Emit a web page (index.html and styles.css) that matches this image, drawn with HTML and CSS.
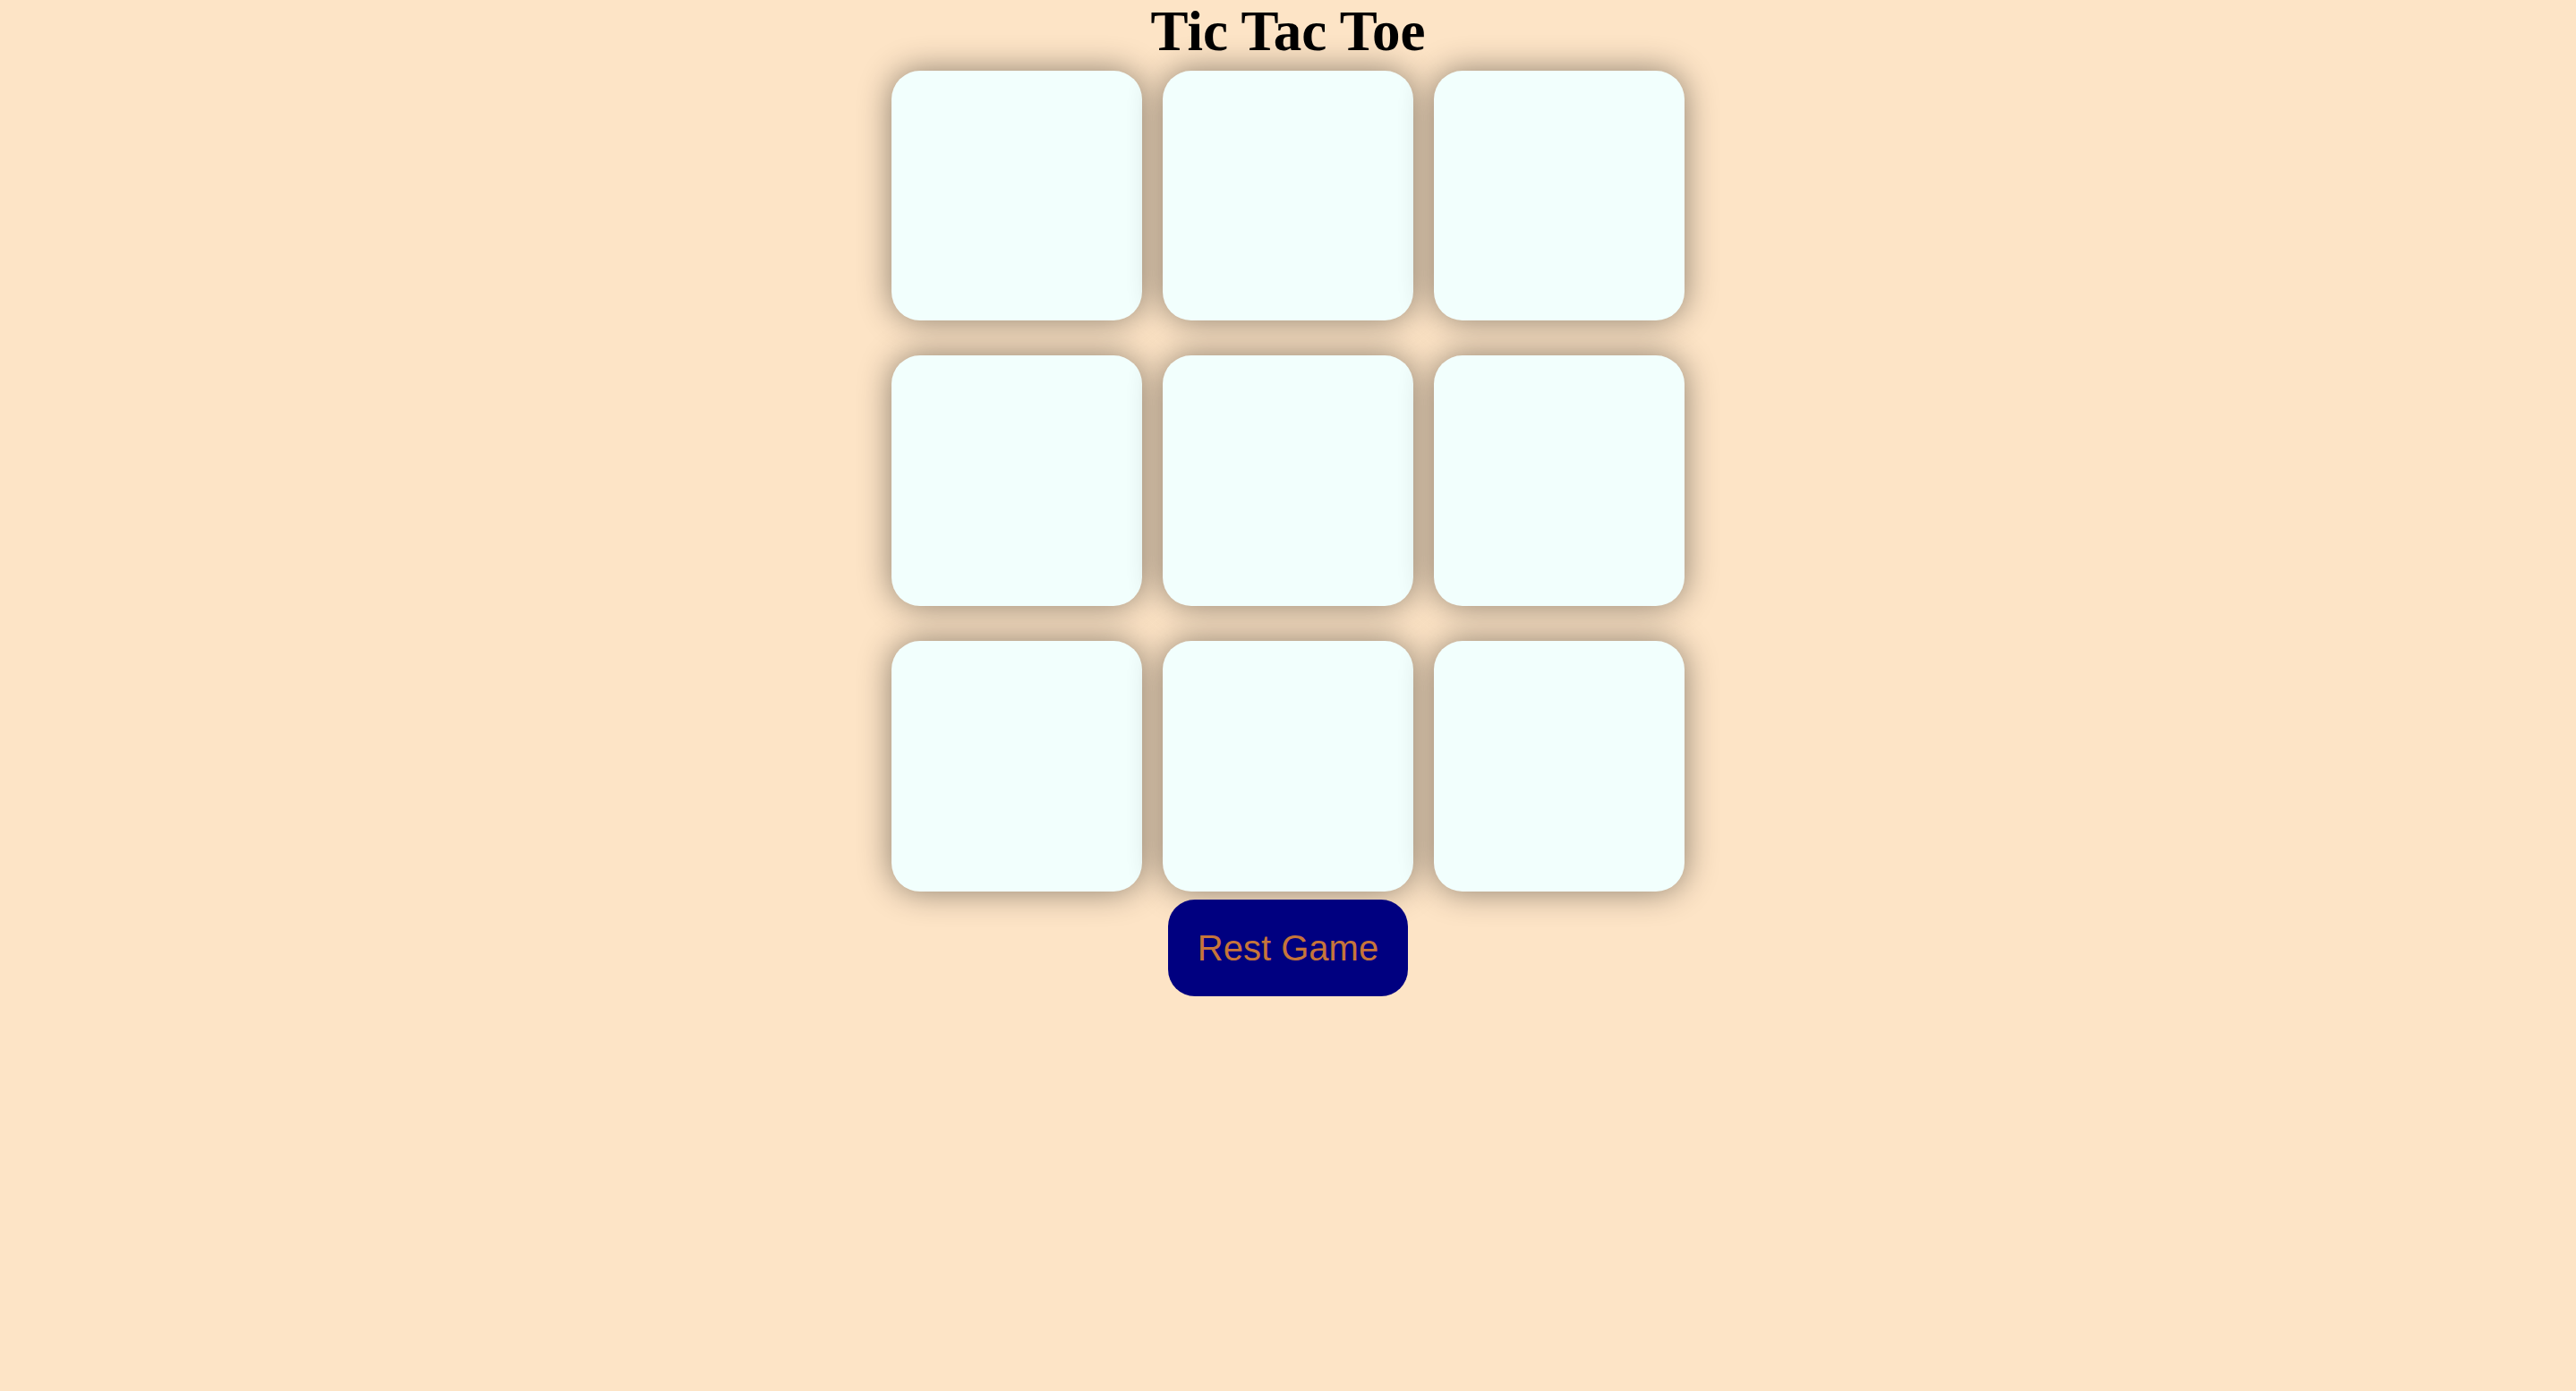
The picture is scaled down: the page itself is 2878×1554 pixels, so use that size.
FILE: index.html
```html
<!DOCTYPE html>
<html>
<head>
<meta charset="utf-8">
<title>Tic Tac Toe</title>
<link rel="stylesheet" href="styles.css">
</head>
<body>
<main class="page">
  <h1 class="title">Tic Tac Toe</h1>
  <div class="game">
    <div class="container">
      <button class="box"></button>
      <button class="box"></button>
      <button class="box"></button>
      <button class="box"></button>
      <button class="box"></button>
      <button class="box"></button>
      <button class="box"></button>
      <button class="box"></button>
      <button class="box"></button>
    </div>
  </div>
  <button class="reset">Rest Game</button>
</main>
</body>
</html>
```
FILE: styles.css
```css
* { box-sizing: border-box; }
html, body { margin: 0; padding: 0; }
body {
  background-color: #fde4c6;
  text-align: center;
}
.page {
  display: flex;
  flex-direction: column;
  align-items: center;
}
.title {
  margin: 0;
  font-family: "Liberation Serif", "Times New Roman", serif;
  font-weight: bold;
  font-size: 63px;
  line-height: 71px;
  color: #000;
}
.game {
  height: 60vmin;
  display: flex;
  justify-content: center;
  align-items: center;
}
.container {
  width: 60vmin;
  height: 60vmin;
  display: flex;
  flex-wrap: wrap;
  gap: 1.5vmin;
  justify-content: center;
  align-items: center;
}
.box {
  width: 18vmin;
  height: 18vmin;
  border: none;
  border-radius: 32px;
  background-color: #f2fffd;
  box-shadow: 0 0 36px rgba(0, 0, 0, 0.45);
  padding: 0;
}
.reset {
  margin-top: 2px;
  padding: 31px 33px;
  font-family: "Liberation Sans", Arial, sans-serif;
  font-size: 40px;
  line-height: 46px;
  color: #c6753a;
  background-color: #000080;
  border: none;
  border-radius: 30px;
}
```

==*==

> [TASK]: Print out the whole of the material word for word, without pictures.

> [RESULT OF THIS TASK]:
Emit a web page (index.html and styles.css) that matches this image, drawn with HTML and CSS.
The picture is scaled down: the page itself is 2878×1554 pixels, so use that size.
FILE: index.html
```html
<!DOCTYPE html>
<html>
<head>
<meta charset="utf-8">
<title>Tic Tac Toe</title>
<link rel="stylesheet" href="styles.css">
</head>
<body>
<main class="page">
  <h1 class="title">Tic Tac Toe</h1>
  <div class="game">
    <div class="container">
      <button class="box"></button>
      <button class="box"></button>
      <button class="box"></button>
      <button class="box"></button>
      <button class="box"></button>
      <button class="box"></button>
      <button class="box"></button>
      <button class="box"></button>
      <button class="box"></button>
    </div>
  </div>
  <button class="reset">Rest Game</button>
</main>
</body>
</html>
```
FILE: styles.css
```css
* { box-sizing: border-box; }
html, body { margin: 0; padding: 0; }
body {
  background-color: #fde4c6;
  text-align: center;
}
.page {
  display: flex;
  flex-direction: column;
  align-items: center;
}
.title {
  margin: 0;
  font-family: "Liberation Serif", "Times New Roman", serif;
  font-weight: bold;
  font-size: 63px;
  line-height: 71px;
  color: #000;
}
.game {
  height: 60vmin;
  display: flex;
  justify-content: center;
  align-items: center;
}
.container {
  width: 60vmin;
  height: 60vmin;
  display: flex;
  flex-wrap: wrap;
  gap: 1.5vmin;
  justify-content: center;
  align-items: center;
}
.box {
  width: 18vmin;
  height: 18vmin;
  border: none;
  border-radius: 32px;
  background-color: #f2fffd;
  box-shadow: 0 0 36px rgba(0, 0, 0, 0.45);
  padding: 0;
}
.reset {
  margin-top: 2px;
  padding: 31px 33px;
  font-family: "Liberation Sans", Arial, sans-serif;
  font-size: 40px;
  line-height: 46px;
  color: #c6753a;
  background-color: #000080;
  border: none;
  border-radius: 30px;
}
```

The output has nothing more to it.